The NBA’s Last-Two Minute report indicated Curry should have fouled out Sunday before he was able to hit a crucial shot for Golden State in the final minute. It also asserted that referees were correct in not blowing a whistle on teammate Draymond Green for a shooting foul on a missed shot by Harden.

Harden expressed unhappiness after the game, a 104-100 Warriors win.

I just want a fair chance, man," he said. "Call the game how it’s supposed to be called, and that’s it. I’ll live with the results.”

A major point of angst for Harden and his team were several instances when officials declined to call “landing zone” fouls on three-point attempts. Green benefited from such a no-call with 10.1 seconds left, when he and Harden collided in the air. But the league subsequently found that on the play, the Golden State forward “jumps in front of Harden and would have missed him if Harden hadn’t extended his legs.”

NBA officiating executive Joe Borgia on Sunday explained the difference between that play and one earlier in the game — when Borgia said the Warriors’ Klay Thompson should have been whistled for a foul on Harden — was that Thompson was “not allowed to jump toward the jump shooter and take away what would be that jump shooter’s landing area, basically under normal circumstances.”

The Last-Two Minute report did cite three other moments during that span when fouls should have been called and were not. All of instances benefited the Warriors — and Curry, in particular.

Curry was said to have moved into Harden’s path with 1:10 remaining, causing contact that forced the latter to go out of bounds, but Harden instead was ruled to have committed a turnover. With 5.2 seconds left, according to the NBA, Curry impaired Eric Gordon’s “ability to secure the ball” by making contact with the Houston guard’s arm, but no whistle was blown.

Either foul call could have potentially helped the Rockets but the first was especially harmful to Houston, as Curry was able to stay on the court and make a three-pointer with 26 seconds left that pushed his team’s lead to 103-98. Immediately after the second no-call on Curry, Gordon was whistled for stepping out of bounds, causing Paul to argue vehemently with referee Josh Tiven.

In handing Paul a $35,000 fine Monday, the NBA said the veteran guard was guilty of “aggressively confronting and recklessly making contact with a game official.” He did not get a suspension.

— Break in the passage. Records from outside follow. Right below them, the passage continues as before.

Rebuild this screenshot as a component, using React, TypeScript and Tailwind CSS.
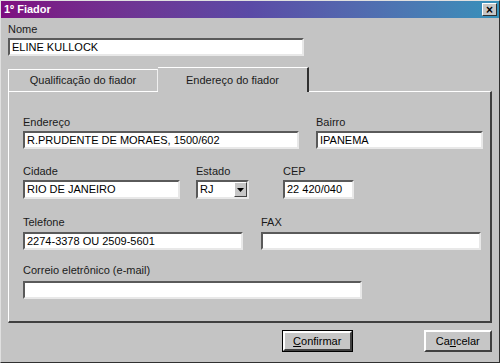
import React from 'react';

const Label: React.FC<{ text: string }> = ({ text }) => (
  <div className="h-[14px] leading-[14px] text-[11px] text-[#1a1a1a]">{text}</div>
);

const Field: React.FC<{ value?: string; className?: string }> = ({ value = '', className = '' }) => (
  <div
    className={`h-[18px] bg-white border-2 border-t-[#5a5a5a] border-l-[#5a5a5a] border-b-[#e8e8e8] border-r-[#e8e8e8] pl-[2px] text-[11px] leading-[14px] text-black whitespace-nowrap overflow-hidden ${className}`}
  >
    {value}
  </div>
);

const Button: React.FC<{ children: React.ReactNode; primary?: boolean; className?: string }> = ({
  children,
  primary,
  className = '',
}) => (
  <div className={`h-[22px] ${primary ? 'border border-black' : ''} ${className}`}>
    <div className="h-full border-2 border-t-white border-l-white border-b-[#404040] border-r-[#404040] bg-[#c6c6c6] flex items-center justify-center text-[11px] text-black">
      {children}
    </div>
  </div>
);

export default function App() {
  return (
    <div
      className="w-[500px] h-[363px] bg-[#c4c4c4] border-l border-t border-r border-b border-l-[#e0e0e0] border-t-[#e0e0e0] border-r-[#303030] border-b-[#303030] flex flex-col overflow-hidden"
      style={{ fontFamily: '"Liberation Sans", Arial, sans-serif' }}
    >
      {/* title bar */}
      <div className="h-[17px] bg-gradient-to-r from-[#7e0c80] via-[#5a4aa6] to-[#3591ba] flex items-center justify-between pl-[3px] pr-[2px]">
        <span className="text-white font-bold text-[11px] leading-none">1º Fiador</span>
        <div className="w-[15px] h-[13px] bg-[#c6c6c6] border border-t-white border-l-white border-b-[#303030] border-r-[#303030] flex items-center justify-center text-[12px] font-bold leading-none text-black">
          ×
        </div>
      </div>

      <div className="flex-1 px-[7px] flex flex-col">
        <div className="mt-[4px]">
          <Label text="Nome" />
        </div>
        <Field value="ELINE KULLOCK" className="mt-[2px] w-[296px]" />

        {/* tabs */}
        <div className="mt-[10px] flex items-end h-[25px]">
          <div className="w-[150px] h-[22px] border-l border-t border-r border-l-white border-t-white border-r-[#f0f0f0] flex items-center justify-center text-[11px] text-[#1a1a1a]">
            Qualificação do fiador
          </div>
          <div className="w-[151px] h-[25px] mb-[-1px] relative z-10 bg-[#c4c4c4] border-t border-r-2 border-t-white border-r-[#303030] flex items-start justify-center pt-[4px] text-[11px] text-[#1a1a1a]">
            Endereço do fiador
          </div>
          <div className="flex-1" />
        </div>

        {/* panel */}
        <div className="w-[484px] h-[232px] border-l border-t border-r-2 border-b-2 border-l-white border-t-white border-r-[#404040] border-b-[#404040] pl-[14px] pt-[23px]">
          <div className="flex">
            <div>
              <Label text="Endereço" />
              <Field value="R.PRUDENTE DE MORAES, 1500/602" className="mt-[2px] w-[276px]" />
            </div>
            <div className="ml-[17px]">
              <Label text="Bairro" />
              <Field value="IPANEMA" className="mt-[2px] w-[167px]" />
            </div>
          </div>

          <div className="flex mt-[15px]">
            <div>
              <Label text="Cidade" />
              <Field value="RIO DE JANEIRO" className="mt-[2px] w-[157px] h-[19px]" />
            </div>
            <div className="ml-[16px]">
              <Label text="Estado" />
              <div className="mt-[2px] w-[53px] h-[19px] bg-white border-2 border-t-[#5a5a5a] border-l-[#5a5a5a] border-b-[#e8e8e8] border-r-[#e8e8e8] flex items-stretch">
                <span className="flex-1 pl-[2px] text-[11px] leading-[15px] text-black">RJ</span>
                <div className="w-[13px] bg-[#c6c6c6] border border-t-white border-l-white border-b-[#404040] border-r-[#404040] flex items-center justify-center">
                  <svg width="7" height="4" viewBox="0 0 7 4">
                    <path d="M0 0h7L3.5 4z" fill="#000" />
                  </svg>
                </div>
              </div>
            </div>
            <div className="ml-[34px]">
              <Label text="CEP" />
              <Field value="22 420/040" className="mt-[2px] w-[71px] h-[19px]" />
            </div>
          </div>

          <div className="flex mt-[16px]">
            <div>
              <Label text="Telefone" />
              <Field value="2274-3378 OU 2509-5601" className="mt-[3px] w-[220px]" />
            </div>
            <div className="ml-[18px]">
              <Label text="FAX" />
              <Field className="mt-[3px] w-[220px]" />
            </div>
          </div>

          <div className="mt-[13px]">
            <Label text="Correio eletrônico (e-mail)" />
            <Field className="mt-[4px] w-[339px]" />
          </div>
        </div>

        {/* footer */}
        <div className="flex mt-[7px]">
          <Button primary className="ml-[274px] w-[71px]">
            <span>
              <span className="underline">C</span>onfirmar
            </span>
          </Button>
          <Button className="ml-[71px] w-[69px]">
            <span>
              Ca<span className="underline">n</span>celar
            </span>
          </Button>
        </div>
      </div>
    </div>
  );
}
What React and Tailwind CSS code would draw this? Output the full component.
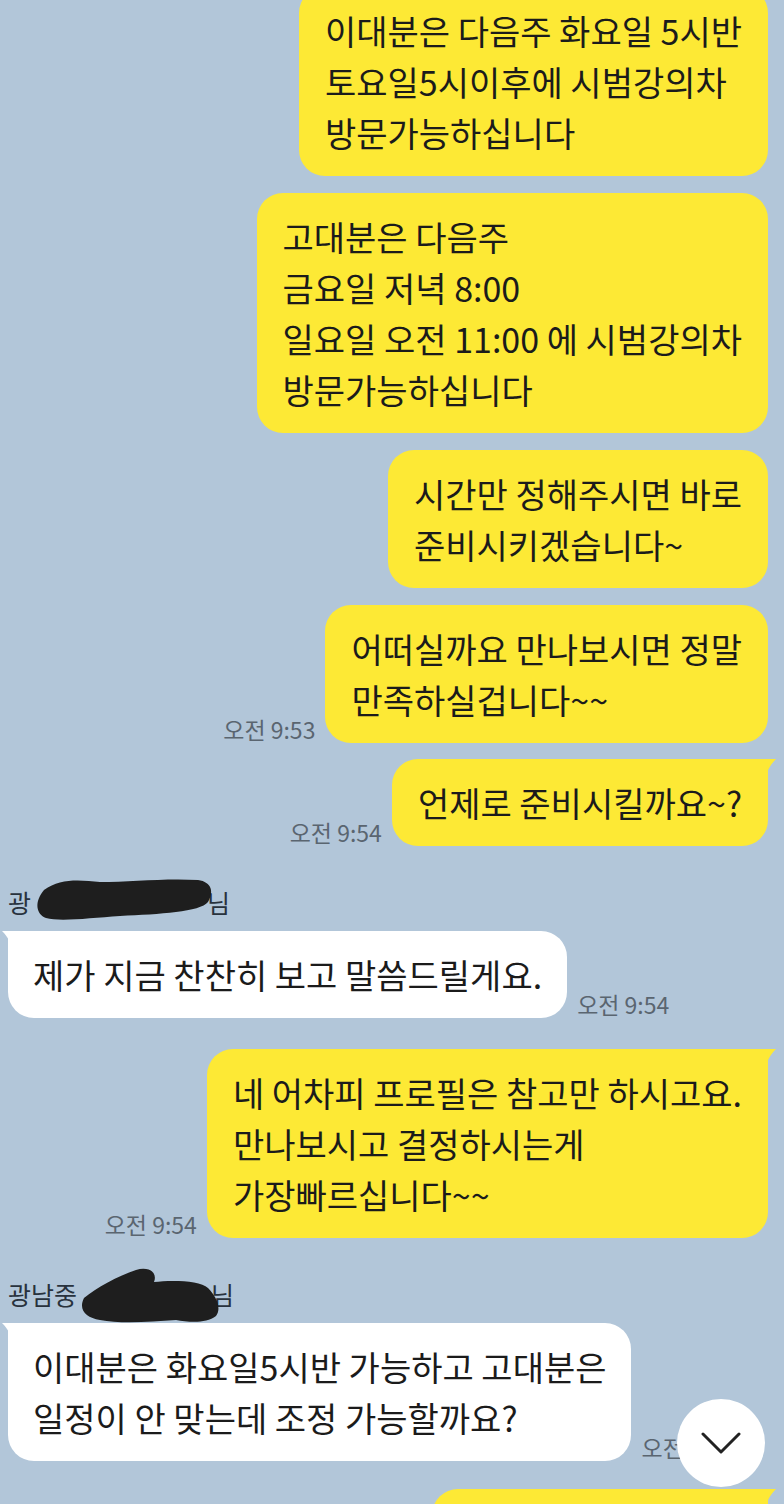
import React from "react";

const font = { fontFamily: '"Noto Sans CJK KR", "Noto Sans", sans-serif' };

const TailRight = ({ color }) => (
  <svg className="absolute -right-[8px] top-0" width="22" height="22" viewBox="0 0 22 22">
    <path d="M0 0 H22 C18 4 15 8 12 16 L0 22 Z" fill={color} />
  </svg>
);

const TailLeft = ({ color }) => (
  <svg className="absolute -left-[6px] top-0" width="22" height="22" viewBox="0 0 22 22">
    <path d="M22 0 H0 C4 4 7 8 10 16 L22 22 Z" fill={color} />
  </svg>
);

const Time = ({ children }) => (
  <span className="text-[23px] leading-none text-[#5a6570] whitespace-nowrap pb-[2px]">
    {children}
  </span>
);

const Mine = ({ lines, time, tail, className = "" }) => (
  <div className={`flex items-end justify-end gap-[10px] ${className}`}>
    {time && <Time>{time}</Time>}
    <div className="relative">
      {tail && <TailRight color="#fde935" />}
      <div
        className={`relative bg-[#fde935] rounded-[26px] px-[26px] py-[18px] text-[34px] leading-[51px] text-[#1b1b1b] whitespace-nowrap ${
          tail ? "rounded-tr-[8px]" : ""
        }`}
      >
        {lines.map((l, i) => (
          <div key={i}>{l}</div>
        ))}
      </div>
    </div>
  </div>
);

const Theirs = ({ lines, time, className = "" }) => (
  <div className={`flex items-end gap-[10px] ${className}`}>
    <div className="relative">
      <TailLeft color="#ffffff" />
      <div className="relative bg-white rounded-[26px] rounded-tl-[8px] px-[25px] py-[18px] text-[34px] leading-[51px] text-[#1b1b1b] whitespace-nowrap">
        {lines.map((l, i) => (
          <div key={i}>{l}</div>
        ))}
      </div>
    </div>
    {time && <Time>{time}</Time>}
  </div>
);

const Blob = ({ d, className }) => (
  <svg className={`absolute ${className}`} width="240" height="80" viewBox="0 0 240 80">
    <path d={d} fill="#1e1e1e" />
  </svg>
);

const Name = ({ first, last, gap, blob }) => (
  <div className="relative flex items-center h-[30px] text-[25px] leading-[30px] text-[#28323d] ml-[8px]">
    <span>{first}</span>
    <span style={{ width: gap }} />
    <span>{last}</span>
    <Blob d={blob} className="-left-[8px] -top-[25px]" />
  </div>
);

export default function App() {
  return (
    <div
      className="w-[784px] h-[1504px] overflow-hidden bg-[#b2c6d9] relative"
      style={font}
    >
      <div className="flex flex-col pl-[8px] pr-[16px] -mt-[13px]">
        <Mine lines={["이대분은 다음주 화요일 5시반", "토요일5시이후에 시범강의차", "방문가능하십니다"]} />
        <Mine
          className="mt-[17px]"
          lines={["고대분은 다음주", "금요일 저녁 8:00", "일요일 오전 11:00 에 시범강의차", "방문가능하십니다"]}
        />
        <Mine className="mt-[17px]" lines={["시간만 정해주시면 바로", "준비시키겠습니다~"]} />
        <Mine
          className="mt-[17px]"
          time="오전 9:53"
          lines={["어떠실까요 만나보시면 정말", "만족하실겁니다~~"]}
        />
        <Mine className="mt-[16px]" time="오전 9:54" tail lines={["언제로 준비시킬까요~?"]} />

        <div className="mt-[41px] -ml-[8px]">
          <Name
            first="광"
            last="님"
            gap={176}
            blob="M44 28 C60 16 80 18 100 20 C130 20 165 16 198 18 C212 20 214 30 208 40 C200 50 160 52 120 54 C90 56 60 60 46 56 C36 52 34 40 44 28 Z"
          />
        </div>
        <Theirs className="mt-[14px]" time="오전 9:54" lines={["제가 지금 찬찬히 보고 말씀드릴게요."]} />

        <div className="h-[31px]" />
        <Mine
          time="오전 9:54"
          tail
          lines={["네 어차피 프로필은 참고만 하시고요.", "만나보시고 결정하시는게", "가장빠르십니다~~"]}
        />

        <div className="mt-[41px] -ml-[8px]">
          <Name
            first="광남중"
            last="님"
            gap={134}
            blob="M84 44 C96 34 118 22 136 16 C148 12 158 18 154 28 C170 26 200 26 208 34 C216 42 222 54 216 62 C206 70 188 68 176 66 C150 68 120 70 100 66 C86 64 78 56 84 44 Z"
          />
        </div>
        <Theirs
          className="mt-[14px]"
          time="오전 10:00"
          lines={["이대분은 화요일5시반 가능하고 고대분은", "일정이 안 맞는데 조정 가능할까요?"]}
        />

        <div className="flex justify-end mt-[28px]">
          <div className="relative">
            <TailRight color="#fde935" />
            <div className="relative w-[336px] h-[86px] bg-[#fde935] rounded-[26px] rounded-tr-[8px]" />
          </div>
        </div>
      </div>

      <div className="absolute left-[677px] top-[1399px] w-[88px] h-[88px] rounded-full bg-white flex items-center justify-center">
        <svg width="40" height="24" viewBox="0 0 40 24">
          <path d="M2 3 L20 21 L38 3" fill="none" stroke="#222" strokeWidth="3" strokeLinecap="round" strokeLinejoin="round" />
        </svg>
      </div>
    </div>
  );
}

Paul was given a technical foul during the game and was ejected because it was his second of the game. Curry made an ensuing free throw.

Houston’s sense of grievance Sunday may well have been exacerbated by coming into the series already feeling unfairly treated in postseason showdowns with Golden State. Following last year’s ouster by the Warriors in the Western Conference finals, per reports Monday by the Athletic and ESPN, the Rockets obtained the NBA’s full officiating reports for each game of the series.

Sources told the Athletic that missed calls cost Houston a total of 93 net points, including 18 in Game 7, which the Rockets lost by nine.

Houston officials presented their findings to the NBA, according to ESPN.

“As we told the Rockets, we do not agree with their methodology," a league spokesman said to network.

On Monday, Warriors Coach Steve Kerr said that reports of Houston’s unhappiness over officiating, both past and present, were “disappointing, because the focus should be on two teams who have played extremely hard.”

After pantomiming an attempt to get a foul call with an obvious flop, he added that today’s NBA is “very difficult to officiate” in part because “a lot of players have gotten really good at deception,” including “creating contact” and “falling down on three-point shots.”

“Every coach in the league will tell you, you watch the tape afterward and you think, ‘Man, we got screwed,’ ” Kerr told reporters. “The reality is, you get some, you lose some, and refs do the best job they can, and you move on to the next game. So I’m disappointed that this has become the whole narrative, when it really should be about two great teams competing against each other.”